地上の太陽
日本政府は、2011年の東日本大震災による福島第一原発のメルトダウン事故後、全ての原発停止を決定、電力不足は火力発電で凌いだ。その後、原発は再点検を経て現在全33基中10基は再稼働したものの、日本における発電量の構成は、火力発電73%、次いで再生エネルギー20%、原発は7%に止まり、火力が占める割合は依然として高い。その後2022年に世界3位の産油国であるロシアがウクライナに軍事侵攻、足元ではイスラエル情勢が緊迫化し原油価格は上昇、加えて内外金利差の拡大を背景とした円安が進み、エネルギーを輸入に依存する日本経済は困難な状況に直面する。本来なら再生エネルギー発電を増やしたいところだが、その代表格の太陽光発電は、政府による電力買取価格の引下げによる採算悪化、発電パネル設置に適した平坦地の不足に伴い頭打ちにある。足元では日本が開発で先行する折り曲げ可能な太陽電池の実用化により、ビルや民家の屋根など設置エリアの拡大が待たれる。一方、風力発電は、設置候補となる遠浅海岸が少ないことに加え、推進派国会議員の汚職問題が発覚し迷走中。このまま原油価格の上昇が続くと、拡大基調の貿易赤字がさらに膨れ、円安が加速する悪循環に陥るリスクが高まる。仮にそうなると50年前のオイルショック再現となり、日本経済は麻痺してしまう。
この厳しい局面の打開には、地政学リスクの沈静化、内外金利差縮小による円安基調の転換などが考えられるが、何れも政治或いは市場任せであり確実性を欠く。
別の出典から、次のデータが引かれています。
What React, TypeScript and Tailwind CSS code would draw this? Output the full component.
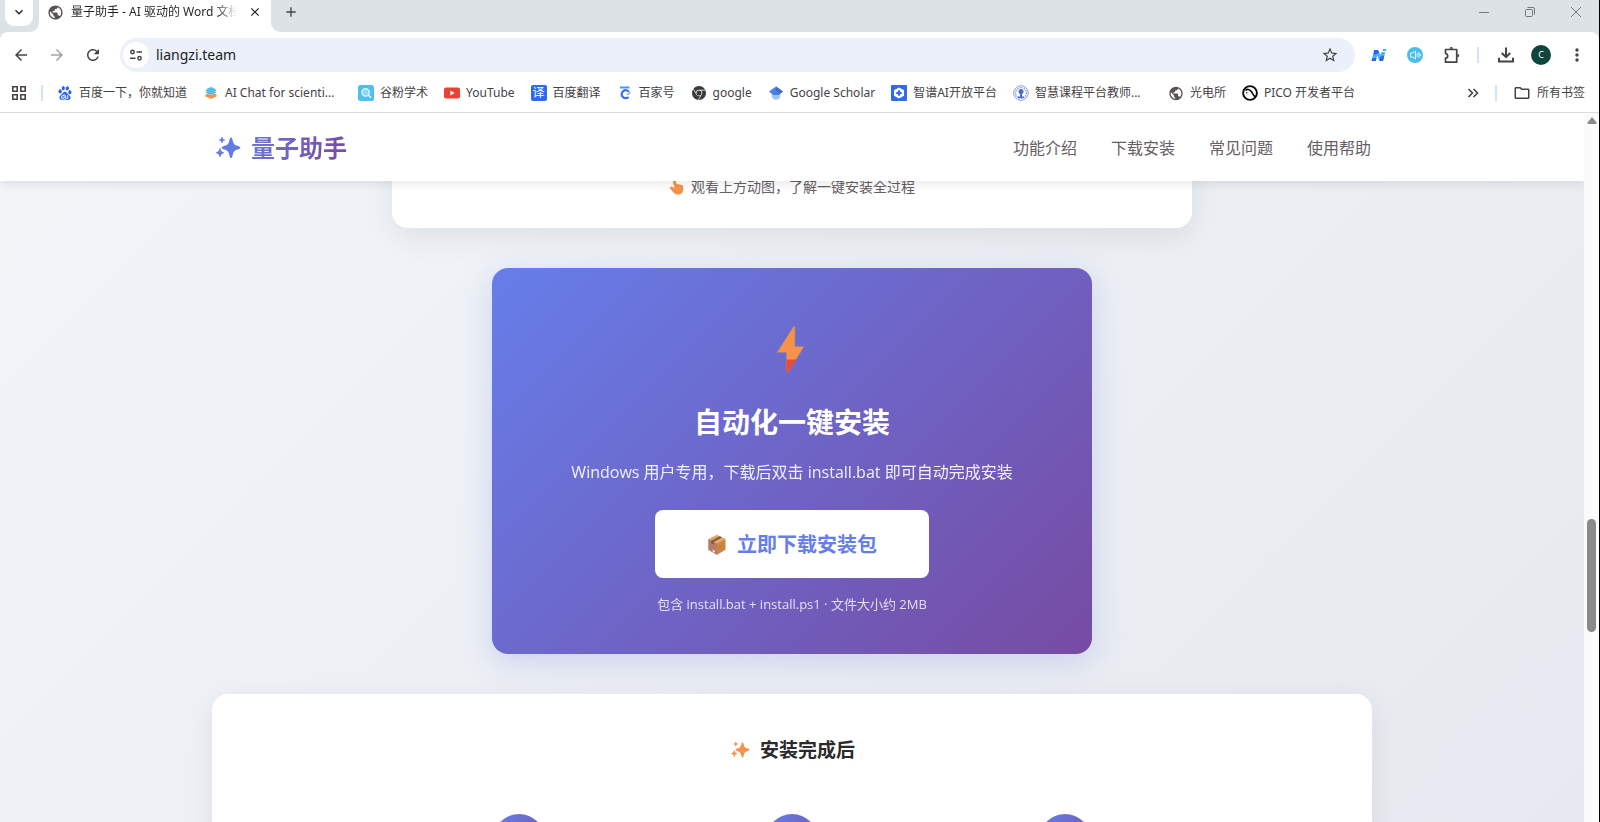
import type { ReactNode } from 'react';
import {
  MdArrowBack,
  MdArrowForward,
  MdClose,
  MdAdd,
  MdKeyboardArrowDown,
  MdMoreVert,
  MdOutlineFolder,
  MdPublic,
  MdRefresh,
  MdStarOutline,
} from 'react-icons/md';
import { SiBaidu, SiGooglechrome } from 'react-icons/si';

/* ---------- Icons ---------- */

function Sparkles({ className }: { className: string }) {
  return (
    <svg viewBox="0 0 28 24" className={className} fill="currentColor" aria-hidden="true">
      <path d="M18 1.5c.8 0 1.2 1 1.8 3.4.8 3 1.700 4 4.600 4.900 1.900.6 2.900 1.100 2.900 1.900s-1 1.300-2.900 1.900c-2.900.9-3.800 1.900-4.600 4.900-.6 2.500-1 3.600-1.800 3.600s-1.200-1.100-1.800-3.600c-.8-3-1.700-4-4.600-4.900-1.900-.6-2.900-1.100-2.900-1.900s1-1.300 2.900-1.900c2.900-.9 3.800-1.900 4.600-4.900C16.800 2.500 17.200 1.500 18 1.500z" />
      <path d="M9 1c.6 1.900.9 2.200 2.800 3C9.900 4.800 9.600 5.100 9 7 8.400 5.100 8.100 4.800 6.200 4 8.100 3.200 8.400 2.900 9 1z" stroke="currentColor" strokeWidth=".6" />
      <path d="M7 12.500c.7 2.700 1.200 3.200 3.700 4.200-2.500 1-3 1.500-3.700 4.200-.7-2.700-1.200-3.200-3.700-4.200 2.500-1 3-1.500 3.700-4.200z" stroke="currentColor" strokeWidth=".8" />
    </svg>
  );
}

function Bolt() {
  return (
    <svg viewBox="0 0 34 52" className="h-[52px] w-[34px]" aria-hidden="true">
      <path d="M18.500 2.500 2 28.500h9.500V48h2L29 22.500h-9V2.500z" fill="#f7924a" stroke="#9c8290" strokeWidth=".7" />
      <path d="M11.500 35.500h10L13.500 48h-2z" fill="#ea4a3a" />
    </svg>
  );
}

function PackageBox() {
  return (
    <svg viewBox="0 0 20 22" className="h-[22px] w-5" aria-hidden="true">
      <path d="M10 1 18.500 5.200v10.500L10 20.800 1.500 15.700V5.200z" fill="#c9853f" />
      <path d="M10 1 18.500 5.200 10 9.700 1.500 5.200z" fill="#e5a865" />
      <path d="M1.500 5.200 10 9.700v11.100L1.500 15.700z" fill="#b57c6e" />
      <path d="M12.700 2.300 4.200 6.700v2.800l2.400 1.300V8L15 3.500z" fill="#7c5a4c" />
      <path d="m5.500 15.500 2.500 1.300v2l-2.500-1.300z" fill="#e4ddd8" />
    </svg>
  );
}

function PointUp() {
  return (
    <svg viewBox="0 0 16 16" className="h-4 w-4" fill="#f7924a" aria-hidden="true">
      <path d="M4.600 1.600c.9-.6 1.900-.2 2.200.7L8 5.500c.5-.7 1.700-.6 2.100.2.600-.5 1.600-.3 2 .4.900-.4 1.900.1 2 1.200.3 2.200.1 4.300-.8 6.100-.8 1.500-2.200 2.100-4.300 2.100-2.700 0-4.100-1.200-5.300-2.700L1.300 9.700c-.6-.8-.3-1.700.5-2s1.500.1 2.500.9l1.200.3L4 3.400c-.2-.7 0-1.400.6-1.800z" />
    </svg>
  );
}

function AppsGrid() {
  return (
    <svg viewBox="0 0 16 16" className="h-4 w-4" fill="none" stroke="#4a4446" strokeWidth="1.600" aria-hidden="true">
      <path d="M1.800 1.800h4.400v4.400H1.800zM9.800 1.800h4.400v4.400H9.800zM1.800 9.800h4.400v4.400H1.800zM9.800 9.800h4.400v4.400H9.800z" />
    </svg>
  );
}

function SiteSettings() {
  return (
    <svg viewBox="0 0 14 14" className="h-3.5 w-3.5" fill="none" stroke="#444" strokeWidth="1.500" aria-hidden="true">
      <circle cx="3.500" cy="4" r="1.700" />
      <path d="M7.500 4H13M1 10.200h5.500" />
      <circle cx="10.500" cy="10.200" r="1.700" />
    </svg>
  );
}

function StackIcon() {
  return (
    <svg viewBox="0 0 16 16" className="h-4 w-4" aria-hidden="true">
      <path d="M2.500 9.500 4.500 8.500 8 10l3.500-1.500 2 1v2L8 14l-5.500-2.500z" fill="#f7924a" />
      <path d="m8 2 3 1.200 2.500 2L12 6.500l1.500 1L8 10 2.500 7.500 4 6.500 2.500 5.200 5 3.200z" fill="#53bfe8" />
    </svg>
  );
}

function SearchBadge() {
  return (
    <svg viewBox="0 0 16 16" className="h-4 w-4" aria-hidden="true">
      <rect width="16" height="16" rx="2.500" fill="#4cc0ee" />
      <circle cx="7.600" cy="7.400" r="3.700" fill="#8fd8f5" stroke="#e6f7fd" strokeWidth="1.200" />
      <path d="m10.500 10.300 2.500 2.500" stroke="#e6f7fd" strokeWidth="1.600" />
    </svg>
  );
}

function YouTubeIcon() {
  return (
    <svg viewBox="0 0 16 16" className="h-4 w-4" aria-hidden="true">
      <rect y="2.500" width="16" height="11" rx="2" fill="#e94235" />
      <path d="M6.300 5.500v5L10.700 8z" fill="#fff" />
    </svg>
  );
}

function BaijiahaoIcon() {
  return (
    <svg viewBox="0 0 16 16" className="h-4 w-4" fill="none" aria-hidden="true">
      <path d="M3 2.500h9.500" stroke="#3f9df0" strokeWidth="2" />
      <path d="M12 7A4 4 0 1 0 11.500 12" stroke="#3b6fe8" strokeWidth="2.200" />
      <path d="M9.500 9.500c1.800 0 3-.5 3.700-2" stroke="#7aa7f5" strokeWidth="1.600" />
    </svg>
  );
}

function ScholarIcon() {
  return (
    <svg viewBox="0 0 16 16" className="h-4 w-4" aria-hidden="true">
      <circle cx="8" cy="10.500" r="4.300" fill="#9cc4f5" />
      <path d="M8 1.500 15 6.500l-2.800 2.300-1.200 1.200H5L3.800 8.800 1 6.500z" fill="#4a80e0" />
      <path d="M8 1.500 15 6.500l-2.800 2.300L8 6z" fill="#3f6fc4" />
    </svg>
  );
}

function ZhipuIcon() {
  return (
    <svg viewBox="0 0 16 16" className="h-4 w-4" aria-hidden="true">
      <rect width="16" height="16" rx="1" fill="#2f6bea" />
      <path d="m8 2.500 5 2.800v5.400l-5 2.800-5-2.800V5.300z" fill="#fff" />
      <path d="m8 5.200.9 1.900 1.900.9-1.900.9L8 10.800l-.9-1.900L5.200 8l1.900-.9z" fill="#2f6bea" stroke="#2f6bea" />
    </svg>
  );
}

function SchoolSeal() {
  return (
    <svg viewBox="0 0 16 16" className="h-4 w-4" fill="none" aria-hidden="true">
      <circle cx="8" cy="8" r="7.300" stroke="#8f9fdd" />
      <circle cx="8" cy="8" r="5.400" stroke="#8f9fdd" strokeDasharray="1.500 .8" strokeWidth="1.400" />
      <circle cx="8" cy="6.500" r="2.500" fill="#4b6cc4" />
      <path d="M7 6.500h2v6.500H7zM5 11.500h6v1.500H5z" fill="#4b6cc4" />
    </svg>
  );
}

function PicoIcon() {
  return (
    <svg viewBox="0 0 16 16" className="h-4 w-4" fill="none" stroke="#0a0a0a" aria-hidden="true">
      <circle cx="8" cy="8" r="6.900" strokeWidth="1.900" />
      <path d="M3.500 5.500C5 3.800 7.500 4 9.300 6.500s2 4 4 5.500" strokeWidth="1.600" />
      <path d="M4 7.800h1.500" />
    </svg>
  );
}

function PuzzleIcon() {
  return (
    <svg viewBox="0 0 18 18" className="h-[18px] w-[18px]" fill="none" stroke="#444" strokeWidth="1.700" aria-hidden="true">
      <path d="M2.500 3.500h11.200v12.700H2.500v-4c1.500-.2 2.200-1 2.200-2.300s-.7-2.200-2.200-2.400z" strokeLinejoin="round" />
      <path d="M6.500 2.800a1.800 1.800 0 0 1 3.600 0zM14.300 7.700a1.900 1.900 0 0 1 0 3.800z" fill="#444" stroke="none" />
    </svg>
  );
}

function DownloadIcon() {
  return (
    <svg viewBox="0 0 18 18" className="h-[18px] w-[18px]" fill="none" stroke="#444" strokeWidth="2" aria-hidden="true">
      <path d="M9 1.500v9.500M4.800 7 9 11.200 13.200 7M2 11.800v3.700h14v-3.700" />
    </svg>
  );
}

function NotebookIcon() {
  return (
    <svg viewBox="0 0 16 16" className="h-4 w-4" aria-hidden="true">
      <path d="M3 3h4l2.300 5L10.500 5h3.700L12 14H8.500L6.200 8.500 4.700 14H.6z" fill="#47b4f2" />
      <path d="M3 3h4l1.300 3-5.500 2zM1.400 11h4.100l-.8 3H.6zM9 10l4.300-1.500L12 14H8.500z" fill="#2d62e8" />
      <path d="M12 2h3.500L15 4h-3.500z" fill="#47b4f2" />
    </svg>
  );
}

function SpeakerIcon() {
  return (
    <svg viewBox="0 0 16 16" className="h-4 w-4" fill="none" stroke="#dff4fd" aria-hidden="true">
      <circle cx="8" cy="8" r="8" fill="#49bdec" stroke="none" />
      <path d="M3.500 6v4h2.200L8.500 12V4L5.700 6z" />
      <path d="M10.200 6v4M12 5v6M13.500 7v2" />
    </svg>
  );
}

/* ---------- Browser chrome ---------- */

function Divider() {
  return <div className="h-4 w-0.5 shrink-0 bg-[#d3e3f3]" />;
}

function TabStrip() {
  return (
    <div className="flex h-8 items-start bg-[#dde2e6] pl-[5px]">
      <button aria-label="搜索标签页" className="flex h-[26px] w-7 items-center justify-center rounded-b-[9px] bg-white pb-0.5 text-[#222]">
        <MdKeyboardArrowDown className="h-4 w-4" />
      </button>
      <div className="relative ml-1.5 flex h-8 w-[232px] items-center gap-[7px] bg-white pr-[9px] pb-2 pl-2">
        <svg viewBox="0 0 10 10" className="absolute bottom-0 -left-2.5 h-2.5 w-2.5" fill="#fff" aria-hidden="true">
          <path d="M10 0v10H0C6 10 10 6 10 0z" />
        </svg>
        <svg viewBox="0 0 10 10" className="absolute -right-2.5 bottom-0 h-2.5 w-2.5" fill="#fff" aria-hidden="true">
          <path d="M0 0v10h10C4 10 0 6 0 0z" />
        </svg>
        <MdPublic className="h-[17px] w-[17px] shrink-0 text-[#5a5356]" />
        <span className="min-w-0 flex-1 overflow-hidden bg-gradient-to-r from-[#222] from-88% to-transparent bg-clip-text text-xs whitespace-nowrap text-transparent">
          量子助手 - AI 驱动的 Word 文档
        </span>
        <button aria-label="关闭标签页" className="ml-1 text-[#222]">
          <MdClose className="h-3.5 w-3.5" />
        </button>
      </div>
      <button aria-label="新标签页" className="ml-3 flex h-6 items-center text-[#444]">
        <MdAdd className="h-4 w-4" />
      </button>
      <div className="ml-auto flex h-6 items-center gap-9 pr-[18px] text-[#777]">
        <button aria-label="最小化" className="flex h-3 w-2.5 items-center">
          <span className="h-px w-full bg-[#777]" />
        </button>
        <button aria-label="还原">
          <svg viewBox="0 0 10 10" className="h-2.5 w-2.5" fill="none" stroke="currentColor" aria-hidden="true">
            <rect x=".5" y="2.500" width="7" height="7" rx="1" />
            <path d="M2.500.5H8a1.500 1.500 0 0 1 1.500 1.500v5.500" />
          </svg>
        </button>
        <button aria-label="关闭">
          <svg viewBox="0 0 10 10" className="h-2.5 w-2.5" stroke="currentColor" aria-hidden="true">
            <path d="m0 0 10 10M10 0 0 10" />
          </svg>
        </button>
      </div>
    </div>
  );
}

function Toolbar() {
  return (
    <div className="bg-[#dde2e6]">
      <div className="flex h-[46px] items-center rounded-t-lg bg-white pr-3 pl-3">
        <div className="flex w-[108px] items-center gap-[18px] text-[#4a4446]">
          <button aria-label="后退"><MdArrowBack className="h-[18px] w-[18px]" /></button>
          <button aria-label="前进" className="text-[#a9a0a5]"><MdArrowForward className="h-[18px] w-[18px]" /></button>
          <button aria-label="重新加载"><MdRefresh className="h-[18px] w-[18px]" /></button>
        </div>
        <div className="flex h-[34px] flex-1 items-center rounded-full bg-[#ebf0fa] pr-4 pl-[3px]">
          <button aria-label="网站信息" className="flex h-[26px] w-[26px] items-center justify-center rounded-full bg-white">
            <SiteSettings />
          </button>
          <input
            aria-label="地址栏"
            defaultValue="liangzi.team"
            className="ml-[7px] flex-1 bg-transparent text-sm text-[#222] outline-none"
          />
          <button aria-label="收藏" className="text-[#444]"><MdStarOutline className="h-[18px] w-[18px]" /></button>
        </div>
        <div className="ml-4 flex items-center">
          <div className="flex items-center gap-5">
            <button aria-label="笔记"><NotebookIcon /></button>
            <button aria-label="朗读"><SpeakerIcon /></button>
            <button aria-label="扩展程序"><PuzzleIcon /></button>
          </div>
          <div className="mr-[18px] ml-4"><Divider /></div>
          <div className="flex items-center gap-4">
            <button aria-label="下载内容"><DownloadIcon /></button>
            <button className="flex h-5 w-5 items-center justify-center rounded-full bg-[#10443f] text-[9px] text-white">C</button>
            <button aria-label="更多" className="text-[#444]"><MdMoreVert className="h-5 w-5" /></button>
          </div>
        </div>
      </div>
    </div>
  );
}

interface Bookmark {
  label: string;
  icon: ReactNode;
  wide?: boolean;
}

const bookmarks: Bookmark[] = [
  { label: '百度一下，你就知道', icon: <SiBaidu className="h-3.5 w-4 text-[#2f62e4]" /> },
  { label: 'AI Chat for scienti...', icon: <StackIcon />, wide: true },
  { label: '谷粉学术', icon: <SearchBadge /> },
  { label: 'YouTube', icon: <YouTubeIcon /> },
  {
    label: '百度翻译',
    icon: <span className="flex h-4 w-4 items-center justify-center rounded-[2px] bg-[#2b6ae8] text-xs text-white">译</span>,
  },
  { label: '百家号', icon: <BaijiahaoIcon /> },
  { label: 'google', icon: <SiGooglechrome className="h-3.5 w-4 text-[#3a3a3a]" /> },
  { label: 'Google Scholar', icon: <ScholarIcon /> },
  { label: '智谱AI开放平台', icon: <ZhipuIcon /> },
  { label: '智慧课程平台教师...', icon: <SchoolSeal />, wide: true },
  { label: '光电所', icon: <MdPublic className="h-[17px] w-4 text-[#5a5356]" /> },
  { label: 'PICO 开发者平台', icon: <PicoIcon /> },
];

function BookmarksBar() {
  return (
    <div className="flex h-[35px] items-center border-b border-[#dcdcde] bg-white pr-3.5 pb-1 pl-[11px] text-xs text-[#454246]">
      <button aria-label="应用"><AppsGrid /></button>
      <div className="mr-3.5 ml-3.5"><Divider /></div>
      <nav className="flex min-w-0 flex-1 items-center gap-4 overflow-hidden whitespace-nowrap">
        {bookmarks.map((item) => (
          <a key={item.label} href="#" className="flex shrink-0 items-center gap-1.5">
            {item.icon}
            <span className={item.wide ? 'w-[117px]' : undefined}>{item.label}</span>
          </a>
        ))}
      </nav>
      <button aria-label="更多书签">
        <svg viewBox="0 0 12 12" className="h-3 w-3" fill="none" stroke="#444" strokeWidth="1.600" aria-hidden="true">
          <path d="m1.500 2 4 4-4 4M6.500 2l4 4-4 4" />
        </svg>
      </button>
      <div className="mr-4 ml-4"><Divider /></div>
      <a href="#" className="flex items-center gap-1.5">
        <MdOutlineFolder className="h-[18px] w-[18px]" />
        所有书签
      </a>
    </div>
  );
}

/* ---------- Page ---------- */

const navLinks = ['功能介绍', '下载安装', '常见问题', '使用帮助'];
const steps = [1, 2, 3];

function SiteHeader() {
  return (
    <header className="relative z-10 bg-white shadow-[0_2px_10px_rgba(0,0,0,0.1)]">
      <div className="mx-auto flex h-[68px] max-w-[1160px] items-center justify-between px-px pt-px">
        <a href="#" className="flex items-center gap-2.5 text-2xl font-semibold">
          <Sparkles className="h-6 w-7 text-[#637ae0]" />
          <span className="bg-gradient-to-r from-[#6a74d8] to-[#764ba2] bg-clip-text text-transparent">量子助手</span>
        </a>
        <nav className="flex gap-[34px] text-base text-[#666065]">
          {navLinks.map((label) => (
            <a key={label} href="#">{label}</a>
          ))}
        </nav>
      </div>
    </header>
  );
}

function DownloadCard() {
  return (
    <section className="mt-10 flex w-full max-w-[600px] flex-col items-center rounded-2xl bg-[linear-gradient(135deg,#667eea,#764ba2)] pt-14 pb-10 text-white shadow-[0_8px_30px_rgba(102,126,234,0.25)]">
      <Bolt />
      <h2 className="mt-7 text-[28px] leading-9 font-bold">自动化一键安装</h2>
      <p className="mt-5 text-base leading-6 opacity-90">Windows 用户专用，下载后双击 install.bat 即可自动完成安装</p>
      <a href="#" className="mt-[26px] flex h-[68px] items-center gap-2.5 rounded-lg bg-white px-[52px] pt-0.5 text-xl font-semibold text-[#667eea]">
        <PackageBox />
        立即下载安装包
      </a>
      <p className="mt-4 text-[13px] leading-5 opacity-80">包含 install.bat + install.ps1 · 文件大小约 2MB</p>
    </section>
  );
}

function Scrollbar() {
  return (
    <div className="flex w-[15px] shrink-0 flex-col items-center bg-[#fbfbfb] pt-1">
      <svg viewBox="0 0 10 7" className="h-[7px] w-2.5" fill="#8a8a8a" aria-hidden="true">
        <path d="M5 0 9.500 5.500Q10 7 8.500 7h-7Q0 7 .5 5.500z" />
      </svg>
      <div className="grow-56" />
      <div className="w-[9px] grow-16 rounded-full bg-[#8a8a8a]" />
      <div className="grow-27" />
    </div>
  );
}

export default function App() {
  return (
    <div className="flex h-screen flex-col overflow-hidden border-r border-black bg-white font-['Noto_Sans','Noto_Sans_CJK_SC',sans-serif]">
      <TabStrip />
      <Toolbar />
      <BookmarksBar />
      <div className="flex min-h-0 flex-1 font-['Open_Sans','Noto_Sans_CJK_SC',sans-serif]">
        <div className="min-w-0 flex-1 overflow-hidden bg-[linear-gradient(135deg,#f2f5f8,#e6e9ef)]">
          <SiteHeader />
          <main className="-mt-6 flex flex-col items-center">
            <section className="flex w-full max-w-[800px] items-center justify-center gap-1.5 rounded-b-2xl bg-white pt-5 pb-[31px] text-sm leading-5 text-[#666065] shadow-[0_8px_30px_rgba(0,0,0,0.08)]">
              <PointUp />
              观看上方动图，了解一键安装全过程
            </section>
            <DownloadCard />
            <section className="mt-10 w-full max-w-[1160px] rounded-2xl bg-white pt-10 pb-10 shadow-[0_8px_30px_rgba(0,0,0,0.08)]">
              <h3 className="flex items-center justify-center gap-2.5 text-[19px] leading-8 font-semibold text-[#2b2b2b]">
                <Sparkles className="h-[18px] w-[21px] text-[#f7924a]" />
                安装完成后
              </h3>
              <ol className="mx-auto mt-12 grid max-w-[820px] grid-cols-3">
                {steps.map((step) => (
                  <li key={step} className="flex justify-center">
                    <span className="h-[52px] w-[52px] rounded-full bg-[linear-gradient(135deg,#667eea,#764ba2)]" />
                  </li>
                ))}
              </ol>
            </section>
          </main>
        </div>
        <Scrollbar />
      </div>
    </div>
  );
}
そこで注目されるのが新エネルギーの発見・実用化、具体的には核エネルギー、と言っても核分裂ではなく核融合反応による発電だ。これは重水素と三重水素(原発処理水にも含まれるトリチウム)がヘリウムに変位する際のエネルギー放出を利用するもの、いわば地上にある太陽による発電である。 図1は核融合反応の概念図だが、反応前の重水素と三重水素を合わせた重さより、反応により生成されるヘリウムと中性子の質量の方が軽くなるため、その質量の差がエネルギーに変わり放出される。原料となる水素の供給をコントロールすることで核分裂反応のようなエネルギー暴走の可能性は低く、加えて原料となる水素は自然界に大量に存在する。
一方で問題となるのは、融合反応中の温度が1億度と超高温となり、一般の金属容器では溶けてしまうこと。そこで現在、磁場を利用することで超高温の反応状態(プラズマ)が容器の壁に衝突しないようにするトカマク方式や、周りからレーザー光線でプラズマを容器中央に圧縮するレーザー方式が開発途上にある。足元ではトカマク方式を採用した、日、欧、米、露、韓、中、印が参加するプロジェクト、国際熱核融合実験炉(ITER)の建設が進行中である。2025年の稼働を目指すが、残念ながら今月に入り一部部品の不具合から数年の後倒しが発表された。
核融合発電に関しては、ITERのような国際プロジェクト以外に一般企業も参入しており、例えば米国のロッキードマーチンは2014年時点で、10年以内の大型トラックサイズの小型核融合炉実用化を発表(遅れ気味のよう)。日本では大阪大学が独自のレーザー方式を採用、2030年代の実用化に向け研究開発中。自然界に大量に存在する資源を活用し、CO2を排出せずに投入エネルギーの10倍以上の出力を期待できる核融合発電、非資源国である日本の国力向上に向け、早期の実用化を期待したい。